In the mid-1990′s, when use of the Internet was growing by leaps and bounds at colleges, many business school faculty noticed a shift in the way information was being gathered and processed. Students, for the first time, had access to high-speed Internet connections and a wealth of information that made the computer lab an extension of the library. Textbooks, which for generations served as the definitive study reference, became just one of a vast array of information sources.
In hindsight, we can now see that a large-scale adaptation was taking place. When faced with information overload, students—and businesses—became more nimble at sourcing, sorting, analyzing and applying data to solve problems. Eventually, business schools caught on, in large part because the market (employers) told them that their graduates needed to come equipped with more agile information integration skills.
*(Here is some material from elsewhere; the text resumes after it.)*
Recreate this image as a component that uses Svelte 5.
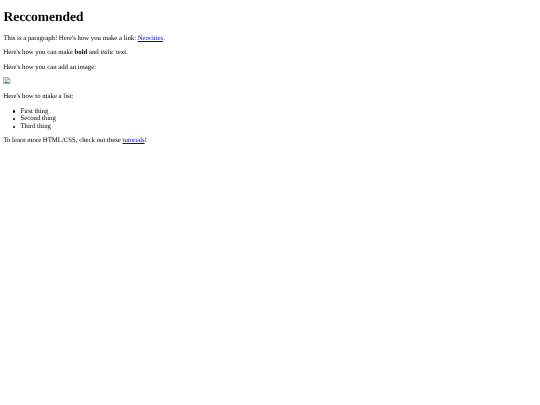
<script>
  const items = ['First thing', 'Second thing', 'Third thing'];
</script>

<main class="page">
  <h1>Reccomended</h1>
  <p>This is a paragraph! Here's how you make a link: <a href="#neocities">Neocities</a>.</p>
  <p>Here's how you can make <strong>bold</strong> and <em>italic</em> text.</p>
  <p>Here's how you can add an image:</p>
  <p class="image-row">
    <!-- broken image placeholder -->
    <svg class="broken" viewBox="0 0 16 16" role="img" aria-label="Broken image">
      <path d="M1 1h10l4 4v10H1z" fill="#fff" stroke="#8a8a8a" stroke-width="1.4" />
      <path d="M11 1v4h4" fill="#ddd" stroke="#8a8a8a" stroke-width="1.4" />
      <path d="M3 3h7v5H3z" fill="#a9c2ee" />
      <path d="M2 14l4-6 3 3 2-2 3 5z" fill="#2f9a3f" />
    </svg>
  </p>
  <p>Here's how to make a list:</p>
  <ul>
    {#each items as item}
      <li>{item}</li>
    {/each}
  </ul>
  <p>To learn more HTML/CSS, check out these <a href="#tutorials">tutorials</a>!</p>
</main>

<style>
  :global(body) {
    margin: 0;
    background: #fff;
  }

  .page {
    padding: 3.4px;
    font-family: "Liberation Serif", serif;
    font-size: 6.75px;
    line-height: 7.6px;
    color: #000;
    text-rendering: geometricPrecision;
    filter: blur(0.25px);
  }

  h1 {
    margin: 6px 0 10px;
    font-size: 13.5px;
    line-height: 15.5px;
    font-weight: bold;
  }

  p {
    margin: 6.75px 0;
  }

  .image-row {
    height: 8.5px;
  }

  ul {
    margin: 6.75px 0;
    padding: 0 0 0 17px;
    list-style: none;
  }

  li {
    position: relative;
  }

  li::before {
    content: "";
    position: absolute;
    left: -7.5px;
    top: 2.9px;
    width: 2.2px;
    height: 2.2px;
    border-radius: 50%;
    background: #000;
  }

  a {
    color: #0000ee;
  }

  .broken {
    display: block;
    width: 7.5px;
    height: 7.5px;
    transform: translateY(-1px);
  }
</style>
Our schools, The Tuck School at Dartmouth and the University of San Diego’s School of Business, are among many programs that revised curricula and innovated to address these issues.
Business schools also recognize that their screening of candidates needs to adapt to reflect these changes. It is no longer enough just to test for quantitative, verbal, and writing skills; schools realize that they also need to understand how well applicants synthesize information to solve problems.
We are pleased to see that the Graduate Management Admissions Council has worked with business schools to change the way these new skills are measured. The Council surveyed 740 business school faculty members and identified specific questions that reveal how well students can use different data sources to analyze information and identify relationships to solve interrelated problems.
The result: On June 5, graduate business schools will welcome the Next Generation Graduate Management Admissions Test (GMAT) with a new section called Integrated Reasoning. The older version of the test, which includes two 75-minute sections—one quantitative and one verbal, had two separately scored 30-minute essay questions. One of these essays will be replaced by the Integrated Reasoning section. The Graduate Management Admissions Council will report Integrated Reasoning scores separately on a one-to-eight scale that, like the essay question, will not be included in the total GMAT score.
Schools, like students and businesses, are constantly adapting to the proliferation of information. When considering a large number of applicants for a limited number of seats, we too must sort through mounds of data to try to determine which candidates are the best fit. We...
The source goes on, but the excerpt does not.